-- begin --

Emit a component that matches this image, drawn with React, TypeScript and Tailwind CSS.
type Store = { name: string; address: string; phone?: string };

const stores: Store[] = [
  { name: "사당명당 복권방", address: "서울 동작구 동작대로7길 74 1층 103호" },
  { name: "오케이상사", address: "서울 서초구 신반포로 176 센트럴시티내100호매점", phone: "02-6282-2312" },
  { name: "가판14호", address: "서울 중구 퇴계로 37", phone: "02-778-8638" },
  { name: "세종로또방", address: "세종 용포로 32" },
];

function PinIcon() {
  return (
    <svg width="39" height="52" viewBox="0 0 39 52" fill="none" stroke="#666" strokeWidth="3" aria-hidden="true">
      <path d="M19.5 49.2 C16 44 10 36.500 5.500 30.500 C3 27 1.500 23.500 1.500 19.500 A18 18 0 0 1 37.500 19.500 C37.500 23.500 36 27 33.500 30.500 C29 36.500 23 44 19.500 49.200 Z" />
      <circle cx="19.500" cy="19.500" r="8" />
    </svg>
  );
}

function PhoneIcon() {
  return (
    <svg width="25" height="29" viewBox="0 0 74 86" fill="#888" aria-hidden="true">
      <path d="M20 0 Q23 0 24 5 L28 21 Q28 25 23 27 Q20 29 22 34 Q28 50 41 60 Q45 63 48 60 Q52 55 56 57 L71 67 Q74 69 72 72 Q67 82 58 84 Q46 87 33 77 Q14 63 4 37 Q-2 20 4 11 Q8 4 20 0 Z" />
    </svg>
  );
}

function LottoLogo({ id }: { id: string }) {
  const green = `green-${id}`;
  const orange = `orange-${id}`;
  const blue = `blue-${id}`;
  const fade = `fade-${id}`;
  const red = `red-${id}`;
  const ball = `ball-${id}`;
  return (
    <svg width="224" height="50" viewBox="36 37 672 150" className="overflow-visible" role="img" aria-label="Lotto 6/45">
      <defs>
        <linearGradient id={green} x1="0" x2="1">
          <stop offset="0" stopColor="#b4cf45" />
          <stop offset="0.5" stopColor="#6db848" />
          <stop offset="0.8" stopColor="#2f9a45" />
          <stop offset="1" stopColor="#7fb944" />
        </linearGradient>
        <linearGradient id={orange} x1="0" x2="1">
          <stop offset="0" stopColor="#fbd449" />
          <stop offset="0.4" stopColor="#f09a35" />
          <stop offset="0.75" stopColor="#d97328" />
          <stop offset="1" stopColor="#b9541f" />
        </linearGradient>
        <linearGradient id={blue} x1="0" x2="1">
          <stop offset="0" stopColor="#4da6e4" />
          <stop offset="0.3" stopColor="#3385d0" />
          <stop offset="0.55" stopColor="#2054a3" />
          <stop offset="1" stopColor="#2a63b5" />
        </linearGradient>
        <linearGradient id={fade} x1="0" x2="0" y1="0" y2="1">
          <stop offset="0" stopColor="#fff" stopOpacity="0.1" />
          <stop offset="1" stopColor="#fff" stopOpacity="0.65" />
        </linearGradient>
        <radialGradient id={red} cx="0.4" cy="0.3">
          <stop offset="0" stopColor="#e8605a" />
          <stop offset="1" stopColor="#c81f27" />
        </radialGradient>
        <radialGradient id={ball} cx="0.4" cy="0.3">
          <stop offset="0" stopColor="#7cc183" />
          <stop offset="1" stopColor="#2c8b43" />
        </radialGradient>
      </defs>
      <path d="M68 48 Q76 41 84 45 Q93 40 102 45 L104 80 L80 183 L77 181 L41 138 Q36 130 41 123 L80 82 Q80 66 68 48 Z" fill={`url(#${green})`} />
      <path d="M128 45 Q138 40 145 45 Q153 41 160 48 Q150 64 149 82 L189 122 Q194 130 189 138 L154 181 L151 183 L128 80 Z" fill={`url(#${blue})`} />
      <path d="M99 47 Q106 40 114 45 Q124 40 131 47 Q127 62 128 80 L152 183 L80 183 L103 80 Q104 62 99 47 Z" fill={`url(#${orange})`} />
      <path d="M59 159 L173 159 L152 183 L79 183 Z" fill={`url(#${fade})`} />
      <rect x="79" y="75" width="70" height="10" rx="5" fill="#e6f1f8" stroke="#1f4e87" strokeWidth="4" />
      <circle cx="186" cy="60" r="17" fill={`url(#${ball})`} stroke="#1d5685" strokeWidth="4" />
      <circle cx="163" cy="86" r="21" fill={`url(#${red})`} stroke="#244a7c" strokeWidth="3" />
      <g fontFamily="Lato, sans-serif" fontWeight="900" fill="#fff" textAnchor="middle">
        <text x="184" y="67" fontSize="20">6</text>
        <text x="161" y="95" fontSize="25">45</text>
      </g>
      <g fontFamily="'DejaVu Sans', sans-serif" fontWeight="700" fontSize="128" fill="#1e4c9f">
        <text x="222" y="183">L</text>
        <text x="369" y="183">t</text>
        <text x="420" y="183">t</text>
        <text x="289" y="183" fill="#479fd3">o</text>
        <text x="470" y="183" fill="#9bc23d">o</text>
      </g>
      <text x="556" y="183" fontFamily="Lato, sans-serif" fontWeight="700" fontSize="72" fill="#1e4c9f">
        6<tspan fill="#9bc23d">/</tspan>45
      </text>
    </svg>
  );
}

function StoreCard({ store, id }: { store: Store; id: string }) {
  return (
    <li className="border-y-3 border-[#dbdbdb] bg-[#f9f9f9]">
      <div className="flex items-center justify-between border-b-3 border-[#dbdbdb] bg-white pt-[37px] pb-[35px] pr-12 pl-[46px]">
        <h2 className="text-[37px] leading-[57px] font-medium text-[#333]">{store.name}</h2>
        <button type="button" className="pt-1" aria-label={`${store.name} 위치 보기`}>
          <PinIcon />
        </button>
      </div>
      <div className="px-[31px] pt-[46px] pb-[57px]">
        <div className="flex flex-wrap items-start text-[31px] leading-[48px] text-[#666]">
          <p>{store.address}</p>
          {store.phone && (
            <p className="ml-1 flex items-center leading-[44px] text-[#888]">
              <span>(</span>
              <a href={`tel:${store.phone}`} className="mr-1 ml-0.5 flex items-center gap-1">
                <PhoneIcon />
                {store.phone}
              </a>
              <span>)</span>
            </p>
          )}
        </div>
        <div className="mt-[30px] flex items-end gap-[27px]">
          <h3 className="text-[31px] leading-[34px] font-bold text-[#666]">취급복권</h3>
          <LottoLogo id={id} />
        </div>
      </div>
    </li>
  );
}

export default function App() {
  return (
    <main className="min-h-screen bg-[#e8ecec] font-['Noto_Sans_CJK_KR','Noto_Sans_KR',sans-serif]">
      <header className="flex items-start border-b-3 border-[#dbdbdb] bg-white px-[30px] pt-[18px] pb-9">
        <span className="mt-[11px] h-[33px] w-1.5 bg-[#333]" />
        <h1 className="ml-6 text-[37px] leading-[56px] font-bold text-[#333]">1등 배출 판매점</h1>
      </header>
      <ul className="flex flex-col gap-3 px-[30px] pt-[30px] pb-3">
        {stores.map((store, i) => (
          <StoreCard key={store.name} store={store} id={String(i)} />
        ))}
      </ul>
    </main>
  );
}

-- end --

● Task prompt
Print the listing above in full, exactly as it is.

● Finished answer
Emit a component that matches this image, drawn with React, TypeScript and Tailwind CSS.
type Store = { name: string; address: string; phone?: string };

const stores: Store[] = [
  { name: "사당명당 복권방", address: "서울 동작구 동작대로7길 74 1층 103호" },
  { name: "오케이상사", address: "서울 서초구 신반포로 176 센트럴시티내100호매점", phone: "02-6282-2312" },
  { name: "가판14호", address: "서울 중구 퇴계로 37", phone: "02-778-8638" },
  { name: "세종로또방", address: "세종 용포로 32" },
];

function PinIcon() {
  return (
    <svg width="39" height="52" viewBox="0 0 39 52" fill="none" stroke="#666" strokeWidth="3" aria-hidden="true">
      <path d="M19.5 49.2 C16 44 10 36.500 5.500 30.500 C3 27 1.500 23.500 1.500 19.500 A18 18 0 0 1 37.500 19.500 C37.500 23.500 36 27 33.500 30.500 C29 36.500 23 44 19.500 49.200 Z" />
      <circle cx="19.500" cy="19.500" r="8" />
    </svg>
  );
}

function PhoneIcon() {
  return (
    <svg width="25" height="29" viewBox="0 0 74 86" fill="#888" aria-hidden="true">
      <path d="M20 0 Q23 0 24 5 L28 21 Q28 25 23 27 Q20 29 22 34 Q28 50 41 60 Q45 63 48 60 Q52 55 56 57 L71 67 Q74 69 72 72 Q67 82 58 84 Q46 87 33 77 Q14 63 4 37 Q-2 20 4 11 Q8 4 20 0 Z" />
    </svg>
  );
}

function LottoLogo({ id }: { id: string }) {
  const green = `green-${id}`;
  const orange = `orange-${id}`;
  const blue = `blue-${id}`;
  const fade = `fade-${id}`;
  const red = `red-${id}`;
  const ball = `ball-${id}`;
  return (
    <svg width="224" height="50" viewBox="36 37 672 150" className="overflow-visible" role="img" aria-label="Lotto 6/45">
      <defs>
        <linearGradient id={green} x1="0" x2="1">
          <stop offset="0" stopColor="#b4cf45" />
          <stop offset="0.5" stopColor="#6db848" />
          <stop offset="0.8" stopColor="#2f9a45" />
          <stop offset="1" stopColor="#7fb944" />
        </linearGradient>
        <linearGradient id={orange} x1="0" x2="1">
          <stop offset="0" stopColor="#fbd449" />
          <stop offset="0.4" stopColor="#f09a35" />
          <stop offset="0.75" stopColor="#d97328" />
          <stop offset="1" stopColor="#b9541f" />
        </linearGradient>
        <linearGradient id={blue} x1="0" x2="1">
          <stop offset="0" stopColor="#4da6e4" />
          <stop offset="0.3" stopColor="#3385d0" />
          <stop offset="0.55" stopColor="#2054a3" />
          <stop offset="1" stopColor="#2a63b5" />
        </linearGradient>
        <linearGradient id={fade} x1="0" x2="0" y1="0" y2="1">
          <stop offset="0" stopColor="#fff" stopOpacity="0.1" />
          <stop offset="1" stopColor="#fff" stopOpacity="0.65" />
        </linearGradient>
        <radialGradient id={red} cx="0.4" cy="0.3">
          <stop offset="0" stopColor="#e8605a" />
          <stop offset="1" stopColor="#c81f27" />
        </radialGradient>
        <radialGradient id={ball} cx="0.4" cy="0.3">
          <stop offset="0" stopColor="#7cc183" />
          <stop offset="1" stopColor="#2c8b43" />
        </radialGradient>
      </defs>
      <path d="M68 48 Q76 41 84 45 Q93 40 102 45 L104 80 L80 183 L77 181 L41 138 Q36 130 41 123 L80 82 Q80 66 68 48 Z" fill={`url(#${green})`} />
      <path d="M128 45 Q138 40 145 45 Q153 41 160 48 Q150 64 149 82 L189 122 Q194 130 189 138 L154 181 L151 183 L128 80 Z" fill={`url(#${blue})`} />
      <path d="M99 47 Q106 40 114 45 Q124 40 131 47 Q127 62 128 80 L152 183 L80 183 L103 80 Q104 62 99 47 Z" fill={`url(#${orange})`} />
      <path d="M59 159 L173 159 L152 183 L79 183 Z" fill={`url(#${fade})`} />
      <rect x="79" y="75" width="70" height="10" rx="5" fill="#e6f1f8" stroke="#1f4e87" strokeWidth="4" />
      <circle cx="186" cy="60" r="17" fill={`url(#${ball})`} stroke="#1d5685" strokeWidth="4" />
      <circle cx="163" cy="86" r="21" fill={`url(#${red})`} stroke="#244a7c" strokeWidth="3" />
      <g fontFamily="Lato, sans-serif" fontWeight="900" fill="#fff" textAnchor="middle">
        <text x="184" y="67" fontSize="20">6</text>
        <text x="161" y="95" fontSize="25">45</text>
      </g>
      <g fontFamily="'DejaVu Sans', sans-serif" fontWeight="700" fontSize="128" fill="#1e4c9f">
        <text x="222" y="183">L</text>
        <text x="369" y="183">t</text>
        <text x="420" y="183">t</text>
        <text x="289" y="183" fill="#479fd3">o</text>
        <text x="470" y="183" fill="#9bc23d">o</text>
      </g>
      <text x="556" y="183" fontFamily="Lato, sans-serif" fontWeight="700" fontSize="72" fill="#1e4c9f">
        6<tspan fill="#9bc23d">/</tspan>45
      </text>
    </svg>
  );
}

function StoreCard({ store, id }: { store: Store; id: string }) {
  return (
    <li className="border-y-3 border-[#dbdbdb] bg-[#f9f9f9]">
      <div className="flex items-center justify-between border-b-3 border-[#dbdbdb] bg-white pt-[37px] pb-[35px] pr-12 pl-[46px]">
        <h2 className="text-[37px] leading-[57px] font-medium text-[#333]">{store.name}</h2>
        <button type="button" className="pt-1" aria-label={`${store.name} 위치 보기`}>
          <PinIcon />
        </button>
      </div>
      <div className="px-[31px] pt-[46px] pb-[57px]">
        <div className="flex flex-wrap items-start text-[31px] leading-[48px] text-[#666]">
          <p>{store.address}</p>
          {store.phone && (
            <p className="ml-1 flex items-center leading-[44px] text-[#888]">
              <span>(</span>
              <a href={`tel:${store.phone}`} className="mr-1 ml-0.5 flex items-center gap-1">
                <PhoneIcon />
                {store.phone}
              </a>
              <span>)</span>
            </p>
          )}
        </div>
        <div className="mt-[30px] flex items-end gap-[27px]">
          <h3 className="text-[31px] leading-[34px] font-bold text-[#666]">취급복권</h3>
          <LottoLogo id={id} />
        </div>
      </div>
    </li>
  );
}

export default function App() {
  return (
    <main className="min-h-screen bg-[#e8ecec] font-['Noto_Sans_CJK_KR','Noto_Sans_KR',sans-serif]">
      <header className="flex items-start border-b-3 border-[#dbdbdb] bg-white px-[30px] pt-[18px] pb-9">
        <span className="mt-[11px] h-[33px] w-1.5 bg-[#333]" />
        <h1 className="ml-6 text-[37px] leading-[56px] font-bold text-[#333]">1등 배출 판매점</h1>
      </header>
      <ul className="flex flex-col gap-3 px-[30px] pt-[30px] pb-3">
        {stores.map((store, i) => (
          <StoreCard key={store.name} store={store} id={String(i)} />
        ))}
      </ul>
    </main>
  );
}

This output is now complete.